Resolving test suite problems

Choosing the correct test runner

There are a few modules used to run tests in Python packages. The most common include the built-in unittest module, pytest and nose. There are also some rarely used test tools and domain-specific solutions, e.g. django has its own test runner. This section will help you determining which test runner to use and depend on.

Firstly, it is a good idea to look at test sources. Explicit imports clearly indicate that a particular test runner needs to be installed, and most likely used. For example, if at least one test file has import pytest, pytest is the obvious choice. If it has import nose, same goes for nosetests.

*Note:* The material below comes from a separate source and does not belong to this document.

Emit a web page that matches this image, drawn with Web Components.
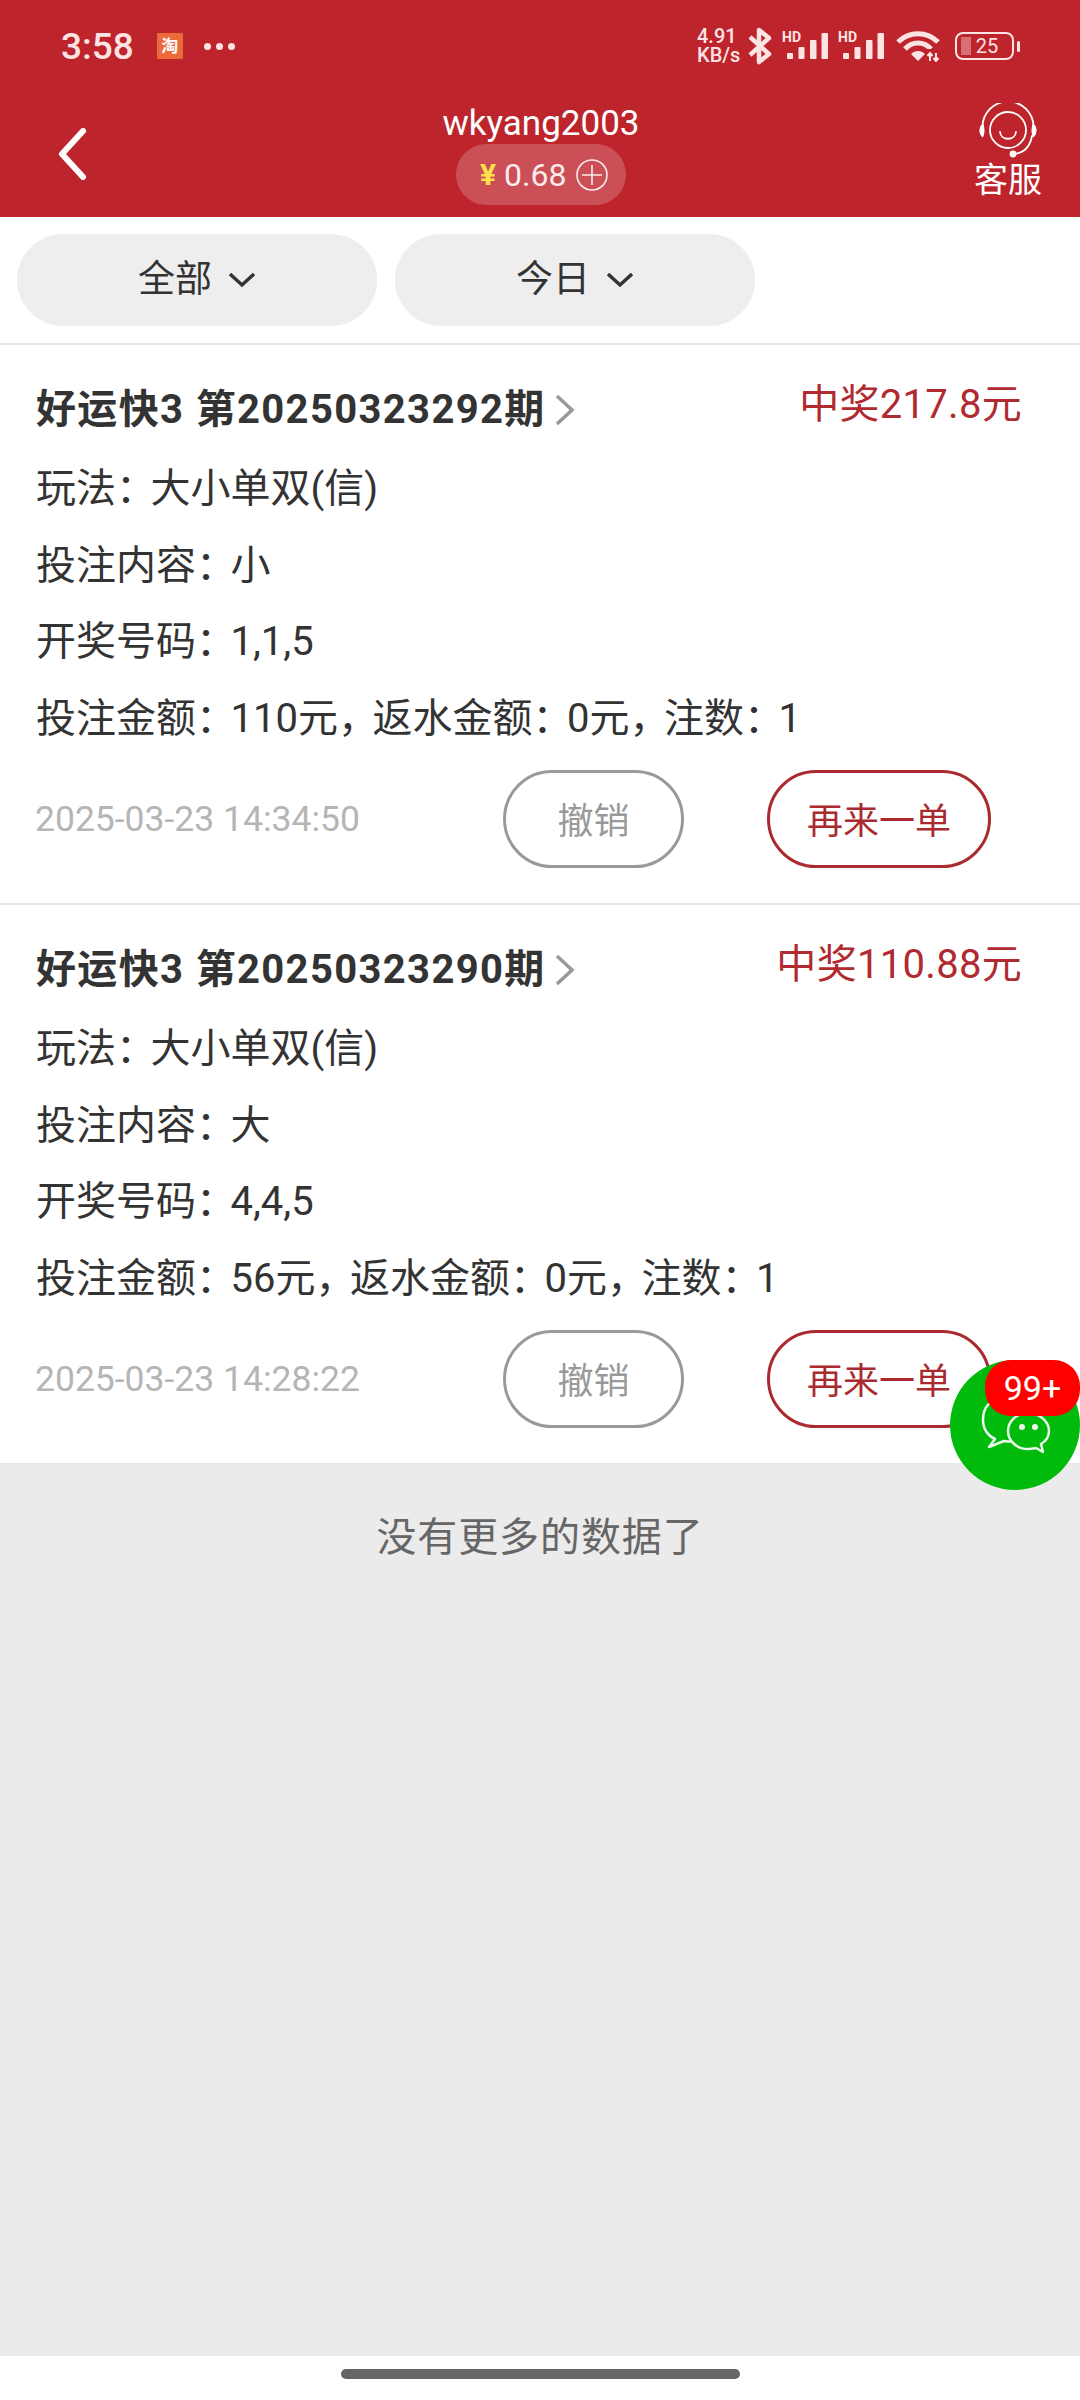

In some rare cases the tests may use multiple test packages simultaneously. In this case, you need to choose one of the test runners (see other suggestions) but depend on all of them.

Secondly, some test suites are relying on implicit features of a test runner. For example, pytest and nose have less strict naming and structural requirements for test cases. In some cases, unittest runner will simply be unable to find all tests.

Thirdly, there are cases when a particular feature of a test runner is desired even if it is not strictly necessary to run tests. This is particularly the case with pytest’s output capture that can make test output much more readable with particularly verbose packages.

Upstream documentation, tox configuration, CI pipelines can provide tips on the test runner to be used. However, you should establish whether this information is wholly correct and up-to-date, and whether the particular test tool is really desirable.

If the test suite requires no particular runner (i.e. works with built-in unittest module), using it is preferable to avoid unnecessary dependencies. However, you need to make sure that it finds all tests correctly (i.e. runs no less tests than the alternative) and that it does not spew too much irrelevant output.

If both pytest and nose seem equally good, the former is recommended as the latter has ceased development and requires downstream patching. If you have some free time, convincing upstream to switch from nose to pytest is a worthwhile goal.

Missing test files in PyPI packages

One of the more common test-related problems is that PyPI packages (generated via sdist) often miss some or all test files. The latter results in no tests being run, the former in test failures or errors.

The simplest solution is to use a VCS snapshot instead of the PyPI tarball:

# pypi tarballs are missing test data
SRC_URI="${PN}/${PN}/archive/${PV}.tar.gz -> ${P}.gh.tar.gz"

ImportErrors for C extensions

Tests are often invoked in such a way that the Python packages and modules from the current directory take precedence over these found in the staging area or build directory. In fact, this is often necessary to prevent import collisions — e.g. when modules would be loaded first from the staging area due to explicit imports then again from the current directory due to test discovery.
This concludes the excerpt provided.